Bill Fitzwater Cooperative Chair

Oklahoma State University

Most cooperatives set ambitious goals during their strategic planning sessions.  Not surprisingly, not all goals are achieved.  Improving member communications seems to routinely appear on the list of goals for the coming year.  However, there often is little progress year after year.  One explanation for the lack of progress in improving member communications is that few cooperatives have a formal communication plan.

A communication plan starts with identifying what messages the cooperative wants to convey.  Those messages need to be more specific than just “we are a great cooperative”.  Each board must consider the particular value package they want to convey.  In general it is a combination of the message that the cooperative exists to improve the producer’s profitability and that the members own and control the business.  Cooperative leaders need to develop several specific messages that resonate. The second step in the communication plan is identifying the target audience.  That audience is obviously cooperative members.  However most cooperatives have diverse membership and the board should identify key target audience and tailor communications to each audience.

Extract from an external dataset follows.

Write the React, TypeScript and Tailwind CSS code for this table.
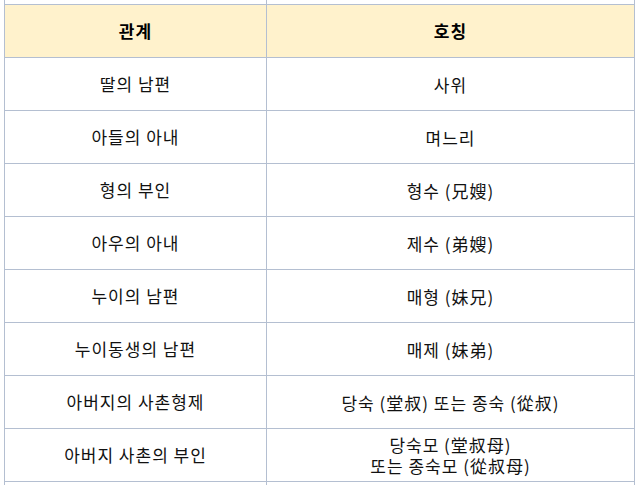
const ROWS: { rel: string; name: string[] }[] = [
  { rel: "딸의 남편", name: ["사위"] },
  { rel: "아들의 아내", name: ["며느리"] },
  { rel: "형의 부인", name: ["형수 (兄嫂)"] },
  { rel: "아우의 아내", name: ["제수 (弟嫂)"] },
  { rel: "누이의 남편", name: ["매형 (妹兄)"] },
  { rel: "누이동생의 남편", name: ["매제 (妹弟)"] },
  { rel: "아버지의 사촌형제", name: ["당숙 (堂叔) 또는 종숙 (從叔)"] },
  { rel: "아버지 사촌의 부인", name: ["당숙모 (堂叔母)", "또는 종숙모 (從叔母)"] },
];

const cell =
  "flex h-[53px] flex-col items-center justify-center border-r border-b border-[#b4bfd1] text-center";

export default function App() {
  return (
    <div
      className="h-[485px] w-[635px] overflow-hidden bg-white text-[17px] tracking-[1px] text-[#111]"
      style={{ fontFamily: '"Malgun Gothic", "Noto Sans CJK KR", "Noto Sans", sans-serif' }}
    >
      <div className="-mt-[48px] ml-[4px] grid w-[630px] grid-cols-[262px_368px] border-l border-[#b4bfd1]">
        {/* row above, cut off */}
        <div className={cell} />
        <div className={cell} />

        {/* header */}
        <div className={`${cell} bg-[#fff2cc] font-bold text-black`}>관계</div>
        <div className={`${cell} bg-[#fff2cc] font-bold text-black`}>호칭</div>

        {ROWS.map((row) => (
          <Row key={row.rel} {...row} />
        ))}

        {/* row below, cut off */}
        <div className={cell} />
        <div className={cell} />
      </div>
    </div>
  );
}

function Row({ rel, name }: { rel: string; name: string[] }) {
  return (
    <>
      <div className={cell}>{rel}</div>
      <div className={`${cell} leading-[21px]`}>
        {name.map((line) => (
          <span key={line}>{line}</span>
        ))}
      </div>
    </>
  );
}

The third step in the communication plan to identify the strategies.  For example, the strategy may be to focus on the website as the primary communication vehicle and use other channels to push the audience to the website.  Another, equally valid strategy might be to focus on face to face communication.  There may be different strategies for different core audiences.  The final part of the plan is the specific tactics for each strategy.  Example tactics might include updating at least 5% of the website content on a daily basis, having direct contacts with a specified percentage of the membership or holding a given number of small group meetings per year.

Just as the fixed asset budget allows the board and management to think through infrastructure decisions, the communication plan allows the cooperative leader to set specific goals for member communication and track the progress.  If improving member communication is a reoccurring theme on your improvement list, consider developing a formal communication plan.